How to Identify Lambsquarters - Foraging for Edible Wild Spinach
Referred to variously as wild spinach, fat hen, goosefoot, pigweed, and more, lambsquarters (Chenopodium album) is a very common edible weed found essentially everywhere in North America throughout the entire growing season.
Most of its common names allude to the fact that it’s often found growing in agricultural fields, especially low and wet areas that have been recently disturbed, for example by tilling, or moving animals through to graze.
I like the name wild spinach because I think it does a good job describing the taste and texture – plus it sounds a lot classier than “fat hen” to the uninitiated, so it’s easier to convince skeptical friends and family to give it a try. But I find lambsquarters to be the name most people are familiar with, so I generally use the two interchangeably.
The trait that makes lambsquarters super easy to identify is the fine, almost waxy powder that covers the entire plant, which is thickest and most pronounced near the growing tips. This makes the plant more or less waterproof, and may also help to ward off insects.
Wild spinach leaves are roughly triangular in shape with toothed edges sometimes outlined in a pink-purple hue, but individual plants show quite a bit of variation in leaf shape, from narrow and pointy to more rounded. Looking at the plant from overhead, you can see that the leaves all radiate out from the stem in a starburst shape.
Wild spinach stems feature pronounced purple stripes from root to tip over a pale blue-green base, which always makes me think of candy canes for some reason. I’m not aware of any other plant with a stem that looks quite like this.

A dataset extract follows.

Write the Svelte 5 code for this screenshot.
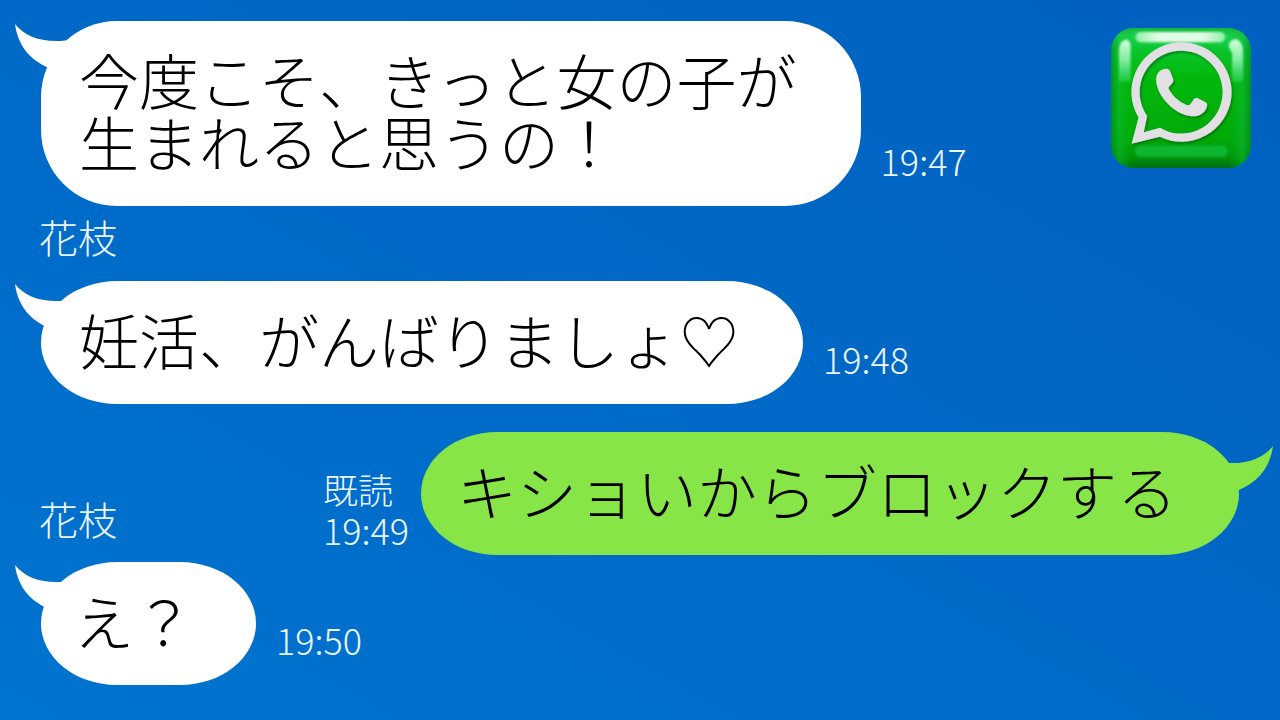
<script>
  const hanae = '花枝';
  const messages = [
    { id: 1, text: '今度こそ、きっと女の子が\n生まれると思うの！', tall: true, time: '19:47', badge: true },
    { id: 2, from: hanae, text: '妊活、がんばりましょ♡', time: '19:48' },
    { id: 3, mine: true, text: 'キショいからブロックする', read: '既読', time: '19:49', next: hanae },
    { id: 4, text: 'え？', time: '19:50', short: true }
  ];
</script>

{#snippet tail()}
  <svg class="tail" viewBox="0 0 60 44" aria-hidden="true">
    <path d="M0 0C9 11 23 18 46 17L54 16L60 44L34 44C15 36 3 22 0 0Z" />
  </svg>
{/snippet}

{#snippet logo()}
  <svg class="logo" viewBox="33 25 420 422" role="img" aria-label="WhatsApp">
    <defs>
      <linearGradient id="body" x1="0" y1="0" x2="0" y2="1">
        <stop offset="0" stop-color="#10b83c" />
        <stop offset=".06" stop-color="#1cd052" />
        <stop offset=".16" stop-color="#08c52a" />
        <stop offset=".35" stop-color="#02b80c" />
        <stop offset=".8" stop-color="#00a908" />
        <stop offset=".92" stop-color="#009508" />
        <stop offset="1" stop-color="#006d12" />
      </linearGradient>
      <linearGradient id="sides" x1="0" y1="0" x2="1" y2="0">
        <stop offset="0" stop-color="#007a24" stop-opacity=".5" />
        <stop offset=".06" stop-color="#11c33d" stop-opacity=".4" />
        <stop offset=".16" stop-color="#00b010" stop-opacity="0" />
        <stop offset=".84" stop-color="#00b010" stop-opacity="0" />
        <stop offset=".94" stop-color="#11b93d" stop-opacity=".5" />
        <stop offset="1" stop-color="#007a24" stop-opacity=".5" />
      </linearGradient>
      <linearGradient id="shine" x1="0" y1="0" x2="0" y2="1">
        <stop offset="0" stop-color="#d4ffe0" />
        <stop offset=".5" stop-color="#8df0aa" stop-opacity=".9" />
        <stop offset="1" stop-color="#3be07a" stop-opacity=".4" />
      </linearGradient>
      <linearGradient id="glare" x1="0" y1="0" x2="1" y2="0">
        <stop offset="0" stop-color="#8ff0a8" />
        <stop offset=".25" stop-color="#e2fbe6" />
        <stop offset=".75" stop-color="#e2fbe6" />
        <stop offset="1" stop-color="#8ff0a8" />
      </linearGradient>
      <filter id="soft" x="-20%" y="-50%" width="140%" height="200%">
        <feGaussianBlur stdDeviation="3" />
      </filter>
      <filter id="drop" x="-10%" y="-10%" width="125%" height="125%">
        <feDropShadow dx="4" dy="6" stdDeviation="4" flood-color="#005c08" flood-opacity=".6" />
      </filter>
    </defs>
    <rect x="33" y="25" width="420" height="422" rx="66" fill="url(#body)" />
    <rect x="33" y="25" width="420" height="422" rx="66" fill="url(#sides)" />
    <rect x="106" y="37" width="270" height="31" rx="15" fill="url(#glare)" filter="url(#soft)" />
    <path d="M56 184V94Q58 62 78 60Q94 62 91 94V184Q72 192 56 184Z" fill="url(#shine)" filter="url(#soft)" />
    <path d="M397 184V100Q383 82 389 70Q398 56 413 60Q429 70 430 94V184Q414 192 397 184Z" fill="url(#shine)" filter="url(#soft)" />
    <rect x="104" y="380" width="280" height="34" rx="17" fill="#14c84c" opacity=".6" filter="url(#soft)" />
    <g fill="#e2e0e4" filter="url(#drop)">
      <path
        fill-rule="evenodd"
        d="M115 295A151 150 0 1 1 179 353L94 374ZM141 290L131 339L180 326A125 125 0 1 0 141 290Z"
      />
      <path
        d="M168 182C168 164 178 150 195 148C204 147 208 149 211 157L219 178C222 187 217 192 209 200C205 204 205 207 208 212C221 233 236 247 260 257C265 259 268 258 271 254L280 242C284 236 288 235 294 237L316 248C322 251 323 255 321 262C316 281 296 293 275 291C247 289 219 272 196 246C180 227 168 202 168 182Z"
      />
    </g>
  </svg>
{/snippet}

<main class="chat">
  {#each messages as m (m.id)}
    {#if m.from}
      <p class="name">{m.from}</p>
    {/if}
    <article class="row" class:mine={m.mine} class:short={m.short} class:tall={m.tall}>
      {#if m.next}
        <p class="name">{m.next}</p>
      {/if}
      <div class="bubble">
        {@render tail()}
        <p class="text">{m.text}</p>
      </div>
      <div class="meta">
        {#if m.read}<span class="read">{m.read}</span>{/if}
        <time>{m.time}</time>
      </div>
      {#if m.badge}
        {@render logo()}
      {/if}
    </article>
  {/each}
</main>

<style>
  :global(body) {
    margin: 0;
  }

  .chat {
    box-sizing: border-box;
    min-height: 100vh;
    padding: 21px 41px 35px;
    display: flex;
    flex-direction: column;
    overflow: hidden;
    background: linear-gradient(to bottom left, #0060bf 0%, #0068c6 45%, #0074cf 100%);
    color: #eaf6ff;
    font-family: 'Noto Sans CJK JP', sans-serif;
    font-weight: 300;
  }

  p {
    margin: 0;
  }

  .name {
    margin: 10px 0 25px -2px;
    font-size: 39px;
    line-height: 40px;
  }

  .row {
    display: flex;
    align-items: flex-end;
    gap: 20px;
  }

  .bubble {
    position: relative;
    padding: 27px 64px 34px 38px;
    border-radius: 76px / 50%;
    background: #fff;
    color: #000;
  }

  .tall .bubble {
    border-radius: 76px;
  }

  .text {
    font-size: 60px;
    line-height: 62px;
    white-space: pre;
  }

  .tail {
    position: absolute;
    left: -26px;
    top: 3px;
    width: 60px;
    height: 44px;
    fill: #fff;
  }

  .meta {
    display: flex;
    flex-direction: column;
    margin-bottom: 26px;
    font-size: 36px;
    line-height: 40px;
  }

  .read {
    font-size: 35px;
  }

  .logo {
    flex: none;
    width: 140px;
    height: 140px;
    margin: 7px -12px 0 auto;
    align-self: flex-start;
  }

  .mine {
    margin: 28px 0 7px;
    gap: 12px;
  }

  .mine .name {
    margin: 0 auto 17px -2px;
  }

  .mine .bubble {
    order: 1;
    padding: 27px 62px 34px 36px;
    background: #87e548;
  }

  .mine .meta {
    margin-bottom: 6px;
  }

  .mine .tail {
    left: auto;
    right: -34px;
    top: 14px;
    transform: scaleX(-1);
    fill: #87e548;
  }

  .short .bubble {
    padding: 27px 62px 34px 33px;
  }
</style>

Individual plants can grow very large over the course of a season, up to 7 feet tall in some especially robust cases but generally in the ballpark of 3-5 feet. As the plant matures and goes to seed it won’t be quite as delectable as earlier in the season, but still plenty edible and certainly still great as a potherb. Ideally you’ll want to pick the younger leaves and skip over the older ones, which will become more and more bitter as they age.
If you find a plant or patch of plants that you want to bush out, you can prune off the top of the main stem, which will encourage branching—and thus more tasty young foliage—at all of the nodes below it.
Foraging for lambsquarters is mainly about collecting the leaves, but the flower bud clusters and leafy stem tips are also choice foods, and can be used as substitutes for broccoli and asparagus, respectively.
You can use wild spinach greens anywhere you’d use its domesticated namesake, like in salads, stir-fries, omelets, and smoothies. It also makes a great pizza topping – just be sure to toss it in olive oil first so it doesn’t dry out when baking.
As for salads, why not try my take on a farmed-and-foraged spinach salad below:
First off, let me offer the disclaimer that recipes aren’t really my thing – I rarely follow them, and I almost never measure anything when cooking. So the recipe that I offer here is more like a sketch, or an outline for you to follow, if that makes sense.
Lambsquarters forms the base of my salad, so you’ll want to gather enough of it to fill up the bulk of your bowl. Also consider adding baby greens like lettuce, kale, mustard, arugula etc. from your garden or local farmers’ market, or perhaps some chickweed and/or wood sorrel from your yard.
The second key ingredient is the blueberries, and you’ll want a healthy handful for sure. Other berries like serviceberries, mulberries or strawberries would also work well.
Next I’d recommend nuts or seeds of some kind, like walnuts, pecans, or almonds, or perhaps sunflower or pumpkin seeds – bonus points if they’re locally sourced. A modest handful ought to be plenty for a single serving.
I would also highly advise adding cheese, particularly if you can get your hands on a nice local chèvre. Or if you’re not into goat cheese, try feta or queso fresco. The portion should be comparable to the nuts. You might also consider adding raisins or chopped dates as further accouterments, or maybe some thinly sliced red onions.
Finally, most people will probably want to toss it all in some kind of dressing. Balsamic vinegar will pair well with this salad, but I generally stick to a very simple dressing of more or less equal parts olive oil and lemon juice, plus a dash of salt.
Due to the short window in which fresh berries are available, this salad is a seasonal treat not to be missed.